ABSTRACT

This chapter will provide a sociological overview of recent developments in the fast changing and growing field of crime prevention and public safety. The sector of ‘prevention’ now complements – and at times competes with – the older fields of ‘policing’ and ‘penality’ in the late modern crime control complex (Garland, 2001). The chapter begins by plotting the emergence of the new preventive logics in the governance and control of crime and insecurity in recent decades across late modern societies like the UK.1 Here, particular attention will be paid to the ‘solution’ offered by ‘social’ and ‘situational’ crime preventive measures and strategies to the crisis of both traditional criminal justice and welfare state responses to crime. These ‘techniques’ are now embedded in most late modern states’ policies of prevention and reduction. Next, the chapter looks at the reductive, self-proclaimed, modernising ‘experiment’ of the New Labour Government in the UK in the first decade of the new century as a case-study of the late modern state’s attempts to manage crime control and social exclusion.

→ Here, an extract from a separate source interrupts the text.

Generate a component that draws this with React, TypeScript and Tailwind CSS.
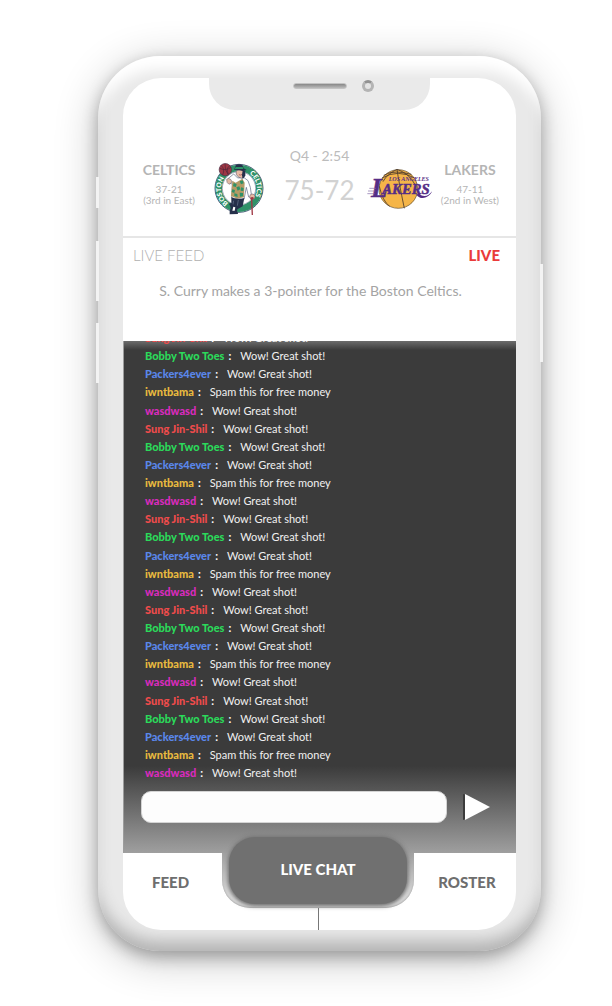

This discussion focuses on the inter-connected development of a national and centralised ‘what works’, ‘evidence-based’ paradigm, and the institutionalisation of statutory local crime and disorder reduction partnerships through which responsibility for the production of community safety is seemingly handed over to a plurality of local actors. Finally, the chapter considers in brief comparative trends in community safety and crime control and the possible futures of crime prevention and the politics of safety.